In early April, Conley released a memo documenting another test, again negative.

By early May, Trump was touting having been tested “a number of times.” On May 18, he said he was being tested “every couple of days.” Three days after that, he offered his most infamous summary of his test results, saying that he’d recently “tested positively toward negative, right? So, no, I tested perfectly this morning, meaning — meaning I tested negative.”

That was it, save one interaction in early July. South Dakota Gov. Kristi L. Noem (R) had been in contact with someone who’d tested positive for the virus and then flew on Air Force One with Trump. McEnany was asked why Noem was allowed to do so and if Trump had tested negative since the flight.

“Yes, the president is tested constantly,” McEnany replied, “has tested negative, and those around him are tested as well.”

In the moment, that reads as vagueness, perhaps unfairly. It was two weeks later that McEnany touted Trump as the “most tested man in America” — an effort to rebut questions about why he refused to wear a mask when in public.

That the White House can’t or won’t reveal when Trump’s last negative test was conducted suggests one of three possibilities.

The first is that there’s concern about revealing the president’s personal information, which seems a bit like closing the barn doors after the horse is already at the glue factory.

The second is that Trump actually wasn’t tested as regularly as the White House has implied, reinforcing speculation that the safety net in place to prevent an outbreak was porous — speculation bolstered by the recent spate of confirmed cases in the executive mansion.

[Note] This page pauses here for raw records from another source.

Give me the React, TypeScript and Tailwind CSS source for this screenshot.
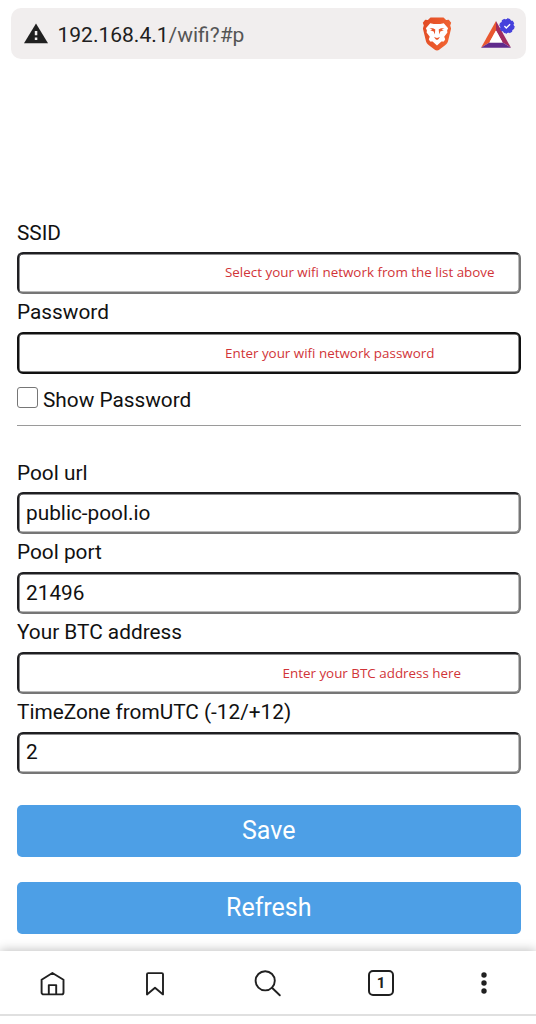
import type { ReactNode } from "react";

function Warning() {
  return (
    <svg className="ml-[13px] h-[22px] w-6 shrink-0" viewBox="0 0 24 22">
      <path d="M12 .4 24 20.2H0Z" fill="#202020" />
      <path d="M10.8 8h2.5v4.2h-2.5zM10.8 14.4h2.5v2.5h-2.5z" fill="#f1eeee" />
    </svg>
  );
}

function BraveLogo() {
  return (
    <svg className="h-[42px] w-[38px]" viewBox="0 0 38 42">
      <defs>
        <linearGradient id="brave" x1="0" y1="0.3" x2="1" y2="0.6">
          <stop offset="0" stopColor="#e24c25" />
          <stop offset="1" stopColor="#f26532" />
        </linearGradient>
      </defs>
      <path
        d="M12.5 4.5h13l2.6 2.6 2.7-.3 2.4 3-1 2.8.9 2.8-2.9 12c-.5 2-1.4 3.5-3.1 4.8l-5.6 4.3c-1.6 1.3-3.4 1.3-5 0l-5.6-4.3c-1.7-1.3-2.6-2.8-3.1-4.8L4.9 15.4l.9-2.8-1-2.8 2.4-3 2.7.3Z"
        fill="url(#brave)"
      />
      <path
        d="m12.2 10.2 3.6.7h6.4l3.6-.7 4.3 5-1 2.3.3 2-3.2 4.2 1 2.6-1.3 2.3-2.5-.2-4.4 4-4.4-4-2.5.2-1.3-2.3 1-2.6-3.2-4.2.3-2-1-2.3Z"
        fill="#fff"
      />
      <path d="m11.4 15.2 3.6 0 2.3 1.4-.5 5-1.1-3-3.5-1.3 2.2-.8Z" fill="#e95429" />
      <path d="m26.6 15.2-3.6 0-2.3 1.4.5 5 1.1-3 3.5-1.3-2.2-.8Z" fill="#ee5d2e" />
      <path d="m16 24 3 1 3-1-1.6 2.3-1.4.7-1.4-.7Z" fill="#ec592c" />
    </svg>
  );
}

function BatLogo() {
  return (
    <svg className="h-[34px] w-[36px]" viewBox="0 0 36 34">
      <path d="M15 4 0 30.7l8.4-5.2L15 13.5Z" fill="#e9572f" />
      <path d="m15 4 15 26.7-8.4-5.2-6.6-12Z" fill="#a02b60" />
      <path d="M0 30.7h30l-8.4-5.2H8.4Z" fill="#602b8c" />
      <path d="m15 13.5 6.6 12H8.4Z" fill="#fff" />
      <circle cx="26" cy="9" r="7" fill="#4540dc" />
      <circle cx="26" cy="9" r="7" fill="none" stroke="#4540dc" strokeWidth="1.3" pathLength="32" strokeDasharray="2.4 1.6" />
      <path d="m23.4 9.1 1.9 1.9 3.8-3.7" fill="none" stroke="#fff" strokeWidth="1.4" />
    </svg>
  );
}

function Label({ children }: { children: ReactNode }) {
  return <label className="block h-[37.75px] text-[20.8px] leading-[37px]">{children}</label>;
}

function Field({ value, hint, className = "", focused = false }: { value?: string; hint?: string; className?: string; focused?: boolean }) {
  return (
    <div
      className={`flex h-[42px] items-center rounded-[6px] border-2 ${focused ? "border-[#111] shadow-[inset_0_0_0_0.5px_#111]" : "border-t-[#1f1f22] border-r-[#767676] border-b-[#767676] border-l-[#1f1f22] shadow-[inset_0.5px_0.5px_0_#1f1f22,inset_-0.5px_-0.5px_0_#767676]"} ${className}`}
    >
      {value && <span className="pb-px pl-[7px] text-[20.8px] leading-6">{value}</span>}
      {hint && <span className="font-['Open_Sans','Noto_Sans',sans-serif] text-[13.4px] leading-5 whitespace-nowrap text-[#d13438]">{hint}</span>}
    </div>
  );
}

function Action({ children }: { children: ReactNode }) {
  return (
    <button className="block h-[52.5px] w-full rounded-[5px] bg-[#4d9fe6] pb-px text-center text-[25px] leading-[51.5px] text-white">
      {children}
    </button>
  );
}

export default function App() {
  return (
    <div className="flex h-[1024px] w-[536px] flex-col overflow-hidden bg-white font-['Roboto','Liberation_Sans',sans-serif] text-[#111]">
      <header className="mt-2 ml-[11px] flex h-[51px] w-[515px] shrink-0 items-center rounded-[10px] bg-[#f1eeee]">
        <Warning />
        <span className="ml-[9.5px] flex-1 pt-[4px] text-[21px] text-[#202020]">
          192.168.4.1<span className="text-[#555]">/wifi?#p</span>
        </span>
        <BraveLogo />
        <span className="mr-[9px] ml-[25px]">
          <BatLogo />
        </span>
      </header>

      <main className="mt-[155.5px] h-[736.5px] shrink-0 pr-[15.5px] pl-[17px]">
        <Label>SSID</Label>
        <Field hint="Select your wifi network from the list above" className="pb-[3px] pl-[206px]" />
        <Label>Password</Label>
        <Field hint="Enter your wifi network password" className="pl-[206px]" focused />
        <div className="flex h-[51px] items-start pt-[13px]">
          <span className="h-[21px] w-[21px] rounded-[3px] border border-[#767676]" />
          <span className="ml-[5px] text-[20.8px] leading-[27px]">Show Password</span>
        </div>
        <hr className="mb-[28.5px] border-t border-[#9a9a9a]" />
        <Label>Pool url</Label>
        <Field value="public-pool.io" />
        <Label>Pool port</Label>
        <Field value="21496" />
        <Label>Your BTC address</Label>
        <Field hint="Enter your BTC address here" className="pl-[263.5px]" />
        <Label>TimeZone fromUTC (-12/+12)</Label>
        <Field value="2" />
        <div className="mt-[31px] flex flex-col gap-[24.5px]">
          <Action>Save</Action>
          <Action>Refresh</Action>
        </div>
      </main>

      <nav className="relative flex h-[65px] shrink-0 items-center border-b-2 border-[#e0e0e0] bg-white text-[#202020] shadow-[0_-1px_10px_rgba(0,0,0,0.25)]">
        <svg className="ml-10 h-[26px] w-[26px]" viewBox="0 0 26 26" fill="none" stroke="currentColor" strokeWidth="1.9" strokeLinejoin="round">
          <path d="M1.6 9.8 12.4 3l11.1 6.8v12.6a2 2 0 0 1-2 2H3.6a2 2 0 0 1-2-2ZM8.8 24.4v-9.3h7.4v9.3" />
        </svg>
        <svg className="ml-[80px] h-[26px] w-[18px]" viewBox="0 0 18 26" fill="none" stroke="currentColor" strokeWidth="1.9" strokeLinejoin="round">
          <path d="M1 4.3a1.2 1.2 0 0 1 1.2-1.2h13.6A1.2 1.2 0 0 1 17 4.3v20.1l-8-6.6-8 6.6Z" />
        </svg>
        <svg className="ml-[90px] h-7 w-7" viewBox="0 0 28 28" fill="none" stroke="currentColor" strokeWidth="1.9" strokeLinecap="round">
          <circle cx="11.2" cy="11.8" r="9.6" />
          <path d="m18 18.8 7.8 7.5" />
        </svg>
        <span className="mt-px ml-[86px] flex h-[26px] w-[26px] items-center justify-center rounded-[5px] border-2 border-current text-[15px] font-bold">1</span>
        <svg className="mt-px ml-[86px] h-6 w-6" viewBox="0 0 24 24" fill="currentColor">
          <circle cx="4" cy="4" r="2.7" />
          <circle cx="4" cy="12" r="2.7" />
          <circle cx="4" cy="20" r="2.7" />
        </svg>
      </nav>
      <div className="relative flex-1 bg-white" />
    </div>
  );
}
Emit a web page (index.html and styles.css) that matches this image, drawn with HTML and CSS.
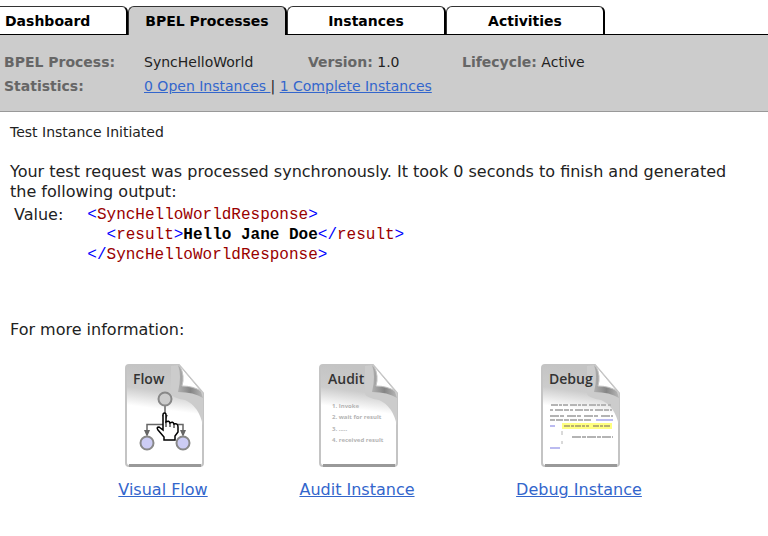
FILE: index.html
```html
<!DOCTYPE html>
<html lang="en">
<head>
    <meta charset="UTF-8">
    <meta name="viewport" content="width=device-width, initial-scale=1.0">
    <title>BPEL Processes</title>
    <link rel="stylesheet" href="styles.css">
</head>
<body>
    <nav class="tabs">
        <a class="tab first" href="#dashboard">Dashboard</a>
        <a class="tab active" href="#processes">BPEL Processes</a>
        <a class="tab" href="#instances">Instances</a>
        <a class="tab" href="#activities">Activities</a>
    </nav>

    <header class="process-info">
        <div class="info-row">
            <b class="info-label">BPEL Process:</b>
            <span class="info-name">SyncHelloWorld</span>
            <span class="info-version"><b>Version:</b> 1.0</span>
            <span><b>Lifecycle:</b> Active</span>
        </div>
        <div class="info-row">
            <b class="info-label">Statistics:</b>
            <span><a href="#open">0 Open Instances </a> | <a href="#complete">1 Complete Instances</a></span>
        </div>
    </header>

    <main class="content">
        <h1>Test Instance Initiated</h1>
        <p class="message">Your test request was processed synchronously. It took 0 seconds to finish and generated the following output:</p>
        <div class="output">
            <span>Value:</span>
<pre><i>&lt;</i>SyncHelloWorldResponse<i>&gt;</i>
  <i>&lt;</i>result<i>&gt;</i><b>Hello Jane Doe</b><i>&lt;/</i>result<i>&gt;</i>
<i>&lt;/</i>SyncHelloWorldResponse<i>&gt;</i></pre>
        </div>

        <p class="more">For more information:</p>
        <div class="links">
            <a class="doc-link" href="#flow">
                <svg class="doc" viewBox="0 0 80 104" width="80" height="104">
                    <defs>
                        <linearGradient id="paper" x1="0.1" y1="0" x2="0" y2="1">
                            <stop offset="0" stop-color="#c4c4c4"/>
                            <stop offset="0.22" stop-color="#cccccc"/>
                            <stop offset="0.4" stop-color="#ffffff"/>
                        </linearGradient>
                        <linearGradient id="fold" x1="0" y1="0.5" x2="1" y2="0.5">
                            <stop offset="0" stop-color="#b0b0b0"/>
                            <stop offset="0.5" stop-color="#858585"/>
                            <stop offset="1" stop-color="#b8b8b8"/>
                        </linearGradient>
                        <g id="sheet">
                            <path d="M4 1H54L78 29V99Q78 102 75 102H4Q1 102 1 99V4Q1 1 4 1Z" fill="url(#paper)" stroke="#c4c4c4" stroke-width="2"/>
                            <path d="M46 2L54 1L78 29V62Q74 42 60 36Q48 34 46 30Z" fill="#cccccc"/>
                            <path d="M53 1Q57 12 53 28Q69 28 78 34L76 28Z" fill="url(#fold)"/>
                            <path d="M55 2Q60 12 57 22Q68 22 76 27Z" fill="#ffffff" stroke="#c4c4c4"/>
                            <path d="M4 101.500H76" stroke="#999999" stroke-width="3"/>
                        </g>
                    </defs>
                    <use href="#sheet"/>
                    <text class="doc-title" x="8" y="20">Flow</text>
                    <path d="M40 42V58M22 71V60.500H58V71" fill="none" stroke="#666666" stroke-width="1.500"/>
                    <path d="M37 51H43L40 57ZM19 66H25L22 73ZM55 66H61L58 73Z" fill="#666666"/>
                    <circle cx="40" cy="35" r="6.500" fill="#cccccc" stroke="#888888" stroke-width="2"/>
                    <circle cx="22" cy="79" r="6.500" fill="#ccccf4" stroke="#888888" stroke-width="2"/>
                    <circle cx="58" cy="79" r="6.500" fill="#ccccf4" stroke="#888888" stroke-width="2"/>
                    <path d="M38 51Q38 49 39.500 49Q41 49 41 51V58Q44 56 45 59Q48 57 49 60Q53 59 53 63V68L50 72V76H39V73L33 66Q31 63 34 63L38 66Z" fill="#ffffff" stroke="#000000" stroke-width="1.500"/>
                    <path d="M41 57V63M45 58V63M49 60V64" stroke="#000000"/>
                </svg>
                <span>Visual Flow</span>
            </a>
            <a class="doc-link" href="#audit">
                <svg class="doc" viewBox="0 0 80 104" width="80" height="104">
                    <use href="#sheet"/>
                    <text class="doc-title" x="9" y="20">Audit</text>
                    <g class="doc-text">
                        <text x="13" y="44">1. Invoke</text>
                        <text x="13" y="55">2. wait for result</text>
                        <text x="13" y="67">3. .....</text>
                        <text x="13" y="78">4. received result</text>
                    </g>
                </svg>
                <span>Audit Instance</span>
            </a>
            <a class="doc-link" href="#debug">
                <svg class="doc" viewBox="0 0 80 104" width="80" height="104">
                    <use href="#sheet"/>
                    <text class="doc-title" x="8" y="20">Debug</text>
                    <path d="M21 59H71V65H21Z" fill="#ffff80"/>
                    <g fill="none" stroke="#b4b4b4" stroke-width="2">
                        <path d="M10 41H70" stroke-dasharray="7 1 3 1 5 2"/>
                        <path d="M9 46H71" stroke-dasharray="3 2 8 1 5 1"/>
                        <path d="M9 52H72" stroke-dasharray="9 1 4 3"/>
                        <path d="M9 56H51" stroke-dasharray="5 1 7 1"/>
                        <path d="M55 56H72M9 62H14M9 84H19" stroke="#bbbbf0"/>
                        <path d="M23 62H48M52 62H69" stroke="#b8b070" stroke-dasharray="6 1 3 1"/>
                        <path d="M31 73H72" stroke-dasharray="9 1 4 1"/>
                        <path d="M21 67V71M21 77V80" stroke-width="1"/>
                    </g>
                </svg>
                <span>Debug Instance</span>
            </a>
        </div>
    </main>
</body>
</html>
```

FILE: styles.css
```css
body {
    font-family: "DejaVu Sans", Verdana, sans-serif;
    margin: 0;
    font-size: 16px;
    line-height: 20px;
    color: #222;
    background-color: #fff;
}

a {
    color: #36c;
}

.tabs {
    display: flex;
    padding-top: 6px;
    border-bottom: 1px solid #000;
}

.tab {
    box-sizing: border-box;
    width: 159px;
    height: 28px;
    border: 1px solid #333;
    border-right: 2px solid #000;
    border-bottom: 0;
    border-radius: 6px 6px 0 0;
    background-color: #fff;
    color: #000;
    font-size: 14px;
    font-weight: bold;
    line-height: 28px;
    text-align: center;
    text-decoration: none;
}

.tab.first {
    width: 128px;
    padding-left: 5px;
    border-left: 0;
    border-top-left-radius: 0;
    text-align: left;
}

.tab.active {
    height: 29px;
    margin-bottom: -1px;
    background-color: #ccc;
}

.process-info {
    padding: 15px 4px 13px;
    border-bottom: 1px solid #999;
    background-color: #ccc;
    font-size: 14px;
    line-height: 24px;
}

.process-info b {
    color: #666;
}

.info-row {
    display: flex;
}

.info-label {
    width: 140px;
}

.info-name {
    width: 164px;
}

.info-version {
    width: 154px;
}

.content {
    padding: 10px;
}

.content h1 {
    margin: 0 0 20px;
    font-size: 14px;
    font-weight: normal;
}

.message {
    margin: 0;
    padding-right: 16px;
}

.output {
    display: flex;
    gap: 24px;
    margin: 3px 4px 0;
}

pre {
    margin: 0;
    font-family: "Liberation Mono", "Courier New", monospace;
    font-size: 16px;
    color: #900;
}

pre i {
    font-style: normal;
    color: #00f;
}

pre b {
    color: #000;
}

.more {
    margin: 55px 0 24px;
}

.links {
    display: grid;
    grid-template-columns: 194fr 194fr 250fr;
    padding: 0 54px 0 56px;
}

.doc-link {
    display: flex;
    flex-direction: column;
    align-items: center;
    gap: 12px;
}

.doc {
    margin-left: 4px;
}

.doc-title {
    font-family: "Open Sans", sans-serif;
    font-size: 14px;
    font-weight: 600;
    fill: #333;
}

.doc-text {
    font-family: "Open Sans", sans-serif;
    font-size: 6px;
    font-weight: bold;
    fill: #b4b4b4;
}
```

The third is that Trump was known to be positive earlier in the week but went ahead with planned events anyway.

Both of those latter possibilities introduce problematic political concerns, not to mention moral ones. Did the president knowingly put people at risk despite a positive test? Or did he put them at risk by accident, because he wasn’t being tested as often as was claimed?

Hence the question about those lecterns. Did Trump already know something then that the rest of us — including the Democratic presidential nominee and attendees at several fundraisers — wouldn’t learn until Friday? And, if not, why won’t the White House simply answer the question?